Start with one platform and do it well. You can always expand later.

Step 3: Seed the Community and Spark Engagement

An empty community is not very inviting. You need to kickstart the conversation and create initial value.

  • Invite Your First 100 Members: Start with your most loyal customers, power users, and brand advocates. Personally invite them to join and ask for their help in getting things started.
  • Create Foundational Content: Post welcome threads, introduce the community guidelines, and start discussions with open-ended questions related to your Big Purpose.
  • Facilitate Member-to-Member Connections: Your job as a community builder is to be a host at a party. Introduce people with similar interests, tag members in relevant discussions, and celebrate their contributions.

The goal is to shift the dynamic from you talking to the group, to members talking to each other.

Step 4: Nurture and Scale Your Community

Once the community has momentum, your role shifts to nurturing and empowering its members.
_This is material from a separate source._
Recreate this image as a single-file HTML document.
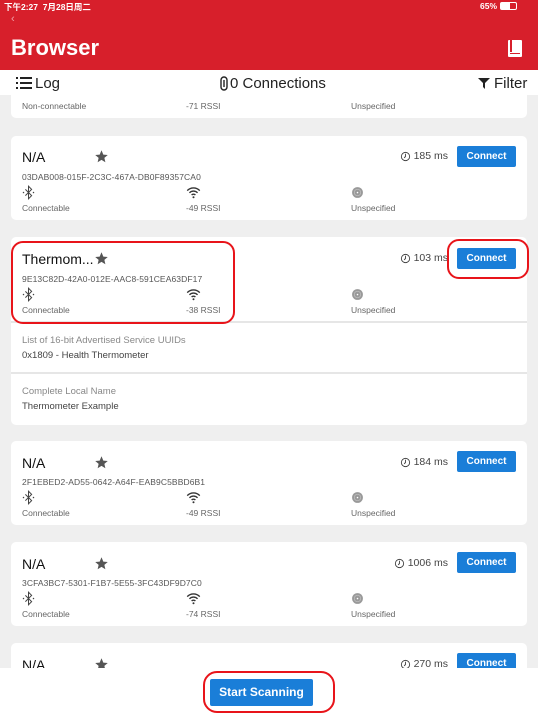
<!DOCTYPE html>
<html><head><meta charset="utf-8"><style>
*{margin:0;padding:0;box-sizing:border-box}
body{width:538px;height:717px;overflow:hidden;background:#efefef;font-family:"Liberation Sans","Noto Sans CJK SC",sans-serif;position:relative}
.abs{position:absolute}
.hdr{left:0;top:0;width:538px;height:70px;background:#d71f2b;color:#fff;z-index:5}
.tb{left:0;top:70px;width:538px;height:25px;background:#fff;font-size:15px;color:#222;z-index:5}
.card{position:absolute;left:11px;width:516px;background:#fff;border-radius:5px;overflow:hidden}
.name{position:absolute;left:11px;font-size:14px;color:#111}
.star{position:absolute;left:83px}
.uuid{position:absolute;left:11px;font-size:8.5px;color:#555;letter-spacing:.1px}
.lbl{position:absolute;font-size:8.5px;color:#666}
.btn{position:absolute;left:446px;width:59px;height:21px;background:#1a7ed8;color:#fff;font-size:10px;font-weight:bold;text-align:center;line-height:21px;border-radius:2px}
.time{position:absolute;right:79px;font-size:10.5px;color:#444}
.ic{position:absolute}
.ring{position:absolute;border:2.5px solid #e8141a;border-radius:10px;z-index:9}
</style></head><body>
<svg width="0" height="0" style="position:absolute">
<defs>
<symbol id="st" viewBox="0 0 24 24"><path d="M12 2l2.9 6.9 7.1.6-5.4 4.7 1.6 7-6.2-3.8-6.2 3.8 1.6-7L2 9.5l7.1-.6z" fill="#555"/></symbol>
<symbol id="bt" viewBox="0 0 24 24"><path d="M7 7l10 10-5 5V2l5 5L7 17" fill="none" stroke="#444" stroke-width="1.6"/><circle cx="4" cy="12" r="1.2" fill="#444"/><circle cx="20" cy="12" r="1.2" fill="#444"/></symbol>
<symbol id="wf" viewBox="0 0 24 24"><path d="M2 9a14 14 0 0 1 20 0M5.5 12.5a9 9 0 0 1 13 0M9 16a4 4 0 0 1 6 0" fill="none" stroke="#333" stroke-width="2.2"/><circle cx="12" cy="19.5" r="1.6" fill="#333"/></symbol>
<symbol id="un" viewBox="0 0 24 24"><circle cx="12" cy="12" r="10" fill="#999"/><circle cx="12" cy="12" r="6" fill="none" stroke="#ccc" stroke-width="1"/><circle cx="12" cy="12" r="1.5" fill="#fff"/></symbol>
<symbol id="ck" viewBox="0 0 24 24"><circle cx="12" cy="12" r="9" fill="none" stroke="#444" stroke-width="2"/><path d="M12 6v6l-3 3" fill="none" stroke="#444" stroke-width="2"/></symbol>
</defs></svg>
<div class="abs hdr">
 <div class="abs" style="left:4px;top:1px;font-size:8.5px;font-weight:bold">下午2:27 &nbsp;7月28日周二</div>
 <div class="abs" style="left:480px;top:1px;font-size:8.5px;font-weight:bold">65%</div>
 <div class="abs" style="left:500px;top:2px;width:17px;height:8px;border:1px solid #fff;border-radius:2px"><div style="width:9px;height:6px;background:#fff"></div></div>
 <div class="abs" style="left:11px;top:13px;font-size:11px;color:#f0a0a8">‹</div>
 <div class="abs" style="left:11px;top:35px;font-size:22px;font-weight:bold">Browser</div>
 <div class="abs" style="left:508px;top:40px;width:14px;height:17px;background:#fff;border-radius:1px"><div style="position:absolute;left:2px;top:0;width:2px;height:12px;background:#d71f2b"></div><div style="position:absolute;left:2px;top:13px;width:10px;height:1px;background:#d71f2b"></div></div>
</div>
<div class="abs tb">
 <svg class="abs" style="left:16px;top:7px" width="16" height="12" viewBox="0 0 16 12"><g fill="#222"><rect x="0" y="0" width="2" height="2"/><rect x="0" y="5" width="2" height="2"/><rect x="0" y="10" width="2" height="2"/><rect x="4" y="0" width="12" height="2"/><rect x="4" y="5" width="12" height="2"/><rect x="4" y="10" width="12" height="2"/></g></svg>
 <div class="abs" style="left:35px;top:5px">Log</div>
 <svg class="abs" style="left:220px;top:6px" width="8" height="15" viewBox="0 0 8 15"><rect x="1" y="1" width="6" height="13" rx="3" fill="none" stroke="#222" stroke-width="1.4"/><path d="M4 4v7" stroke="#222" stroke-width="1.4"/></svg>
 <div class="abs" style="left:230px;top:5px">0 Connections</div>
 <svg class="abs" style="left:478px;top:8px" width="12" height="11" viewBox="0 0 12 11"><path d="M0 0h12L7 5v6L5 9V5z" fill="#222"/></svg>
 <div class="abs" style="left:494px;top:5px">Filter</div>
</div>

<div class="card" style="top:80px;height:38px">
 <div class="lbl" style="left:11px;top:21px">Non-connectable</div>
 <div class="lbl" style="left:175px;top:21px">-71 RSSI</div>
 <div class="lbl" style="left:340px;top:21px">Unspecified</div>
</div>

<div class="card" style="top:136px;height:84px">
 <div class="name" style="top:13px">N/A</div><svg class="star" style="top:13px" width="15" height="15"><use href="#st"/></svg>
 <svg class="ic" style="left:389px;top:15px" width="11" height="11"><use href="#ck"/></svg><div class="time" style="top:14px">185 ms</div><div class="btn" style="top:10px">Connect</div>
 <div class="uuid" style="top:36px">03DAB008-015F-2C3C-467A-DB0F89357CA0</div>
 <svg class="ic" style="left:10px;top:49px" width="15" height="15"><use href="#bt"/></svg><svg class="ic" style="left:175px;top:49px" width="15" height="15"><use href="#wf"/></svg><svg class="ic" style="left:340px;top:50px" width="13" height="13"><use href="#un"/></svg>
 <div class="lbl" style="left:11px;top:67px">Connectable</div><div class="lbl" style="left:175px;top:67px">-49 RSSI</div><div class="lbl" style="left:340px;top:67px">Unspecified</div>
</div>

<div class="card" style="top:237px;height:188px">
 <div class="name" style="top:14px">Thermom...</div><svg class="star" style="top:14px" width="15" height="15"><use href="#st"/></svg>
 <svg class="ic" style="left:389px;top:16px" width="11" height="11"><use href="#ck"/></svg><div class="time" style="top:15px">103 ms</div><div class="btn" style="top:11px">Connect</div>
 <div class="uuid" style="top:37px">9E13C82D-42A0-012E-AAC8-591CEA63DF17</div>
 <svg class="ic" style="left:10px;top:50px" width="15" height="15"><use href="#bt"/></svg><svg class="ic" style="left:175px;top:50px" width="15" height="15"><use href="#wf"/></svg><svg class="ic" style="left:340px;top:51px" width="13" height="13"><use href="#un"/></svg>
 <div class="lbl" style="left:11px;top:68px">Connectable</div><div class="lbl" style="left:175px;top:68px">-38 RSSI</div><div class="lbl" style="left:340px;top:68px">Unspecified</div>
 <div class="abs" style="left:0;top:84px;width:516px;height:2px;background:#e6e6e6"></div>
 <div class="abs" style="left:11px;top:98px;font-size:9.5px;color:#888">List of 16-bit Advertised Service UUIDs</div>
 <div class="abs" style="left:11px;top:113px;font-size:9.5px;color:#444">0x1809 - Health Thermometer</div>
 <div class="abs" style="left:0;top:135px;width:516px;height:2px;background:#e6e6e6"></div>
 <div class="abs" style="left:11px;top:149px;font-size:9.5px;color:#888">Complete Local Name</div>
 <div class="abs" style="left:11px;top:164px;font-size:9.5px;color:#444">Thermometer Example</div>
</div>

<div class="card" style="top:441px;height:84px">
 <div class="name" style="top:14px">N/A</div><svg class="star" style="top:14px" width="15" height="15"><use href="#st"/></svg>
 <svg class="ic" style="left:389px;top:16px" width="11" height="11"><use href="#ck"/></svg><div class="time" style="top:15px">184 ms</div><div class="btn" style="top:10px">Connect</div>
 <div class="uuid" style="top:36px">2F1EBED2-AD55-0642-A64F-EAB9C5BBD6B1</div>
 <svg class="ic" style="left:10px;top:49px" width="15" height="15"><use href="#bt"/></svg><svg class="ic" style="left:175px;top:49px" width="15" height="15"><use href="#wf"/></svg><svg class="ic" style="left:340px;top:50px" width="13" height="13"><use href="#un"/></svg>
 <div class="lbl" style="left:11px;top:67px">Connectable</div><div class="lbl" style="left:175px;top:67px">-49 RSSI</div><div class="lbl" style="left:340px;top:67px">Unspecified</div>
</div>

<div class="card" style="top:542px;height:84px">
 <div class="name" style="top:14px">N/A</div><svg class="star" style="top:14px" width="15" height="15"><use href="#st"/></svg>
 <svg class="ic" style="left:383px;top:16px" width="11" height="11"><use href="#ck"/></svg><div class="time" style="top:15px">1006 ms</div><div class="btn" style="top:10px">Connect</div>
 <div class="uuid" style="top:36px">3CFA3BC7-5301-F1B7-5E55-3FC43DF9D7C0</div>
 <svg class="ic" style="left:10px;top:49px" width="15" height="15"><use href="#bt"/></svg><svg class="ic" style="left:175px;top:49px" width="15" height="15"><use href="#wf"/></svg><svg class="ic" style="left:340px;top:50px" width="13" height="13"><use href="#un"/></svg>
 <div class="lbl" style="left:11px;top:67px">Connectable</div><div class="lbl" style="left:175px;top:67px">-74 RSSI</div><div class="lbl" style="left:340px;top:67px">Unspecified</div>
</div>

<div class="card" style="top:643px;height:60px">
 <div class="name" style="top:14px">N/A</div><svg class="star" style="top:14px" width="15" height="15"><use href="#st"/></svg>
 <svg class="ic" style="left:389px;top:16px" width="11" height="11"><use href="#ck"/></svg><div class="time" style="top:15px">270 ms</div><div class="btn" style="top:10px">Connect</div>
</div>

<div class="abs" style="left:0;top:668px;width:538px;height:49px;background:#fff"></div>
<div class="abs" style="left:210px;top:679px;width:103px;height:27px;background:#1a7ed8;color:#fff;font-size:12px;font-weight:bold;text-align:center;line-height:27px;border-radius:2px">Start Scanning</div>

<div class="ring" style="left:11px;top:241px;width:224px;height:83px;border-radius:12px"></div>
<div class="ring" style="left:447px;top:239px;width:82px;height:40px;border-radius:12px"></div>
<div class="ring" style="left:203px;top:671px;width:132px;height:42px;border-radius:14px"></div>
</body></html>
  • Establish Rituals: Create consistent, predictable events that members can look forward to. This could be a weekly "Ask Me Anything" (AMA) with an expert, a monthly member spotlight, or a daily check-in thread.
  • Empower Ambassadors: Identify your most active and helpful members and give them special roles. An ambassador program can provide these super-users with exclusive perks in exchange for their help in welcoming new members and facilitating discussions.
  • Measure What Matters: Track key community health metrics, such as the number of active members, posts per day, and the percentage of members who are contributing. Use this data to understand what is working and where you can improve.

Community marketing is a long-term play. It requires patience, empathy, and a genuine desire to connect with your customers. But for brands willing to invest, it creates a powerful, defensible moat that competitors cannot easily replicate. It turns your business into a movement—and movements are built to last.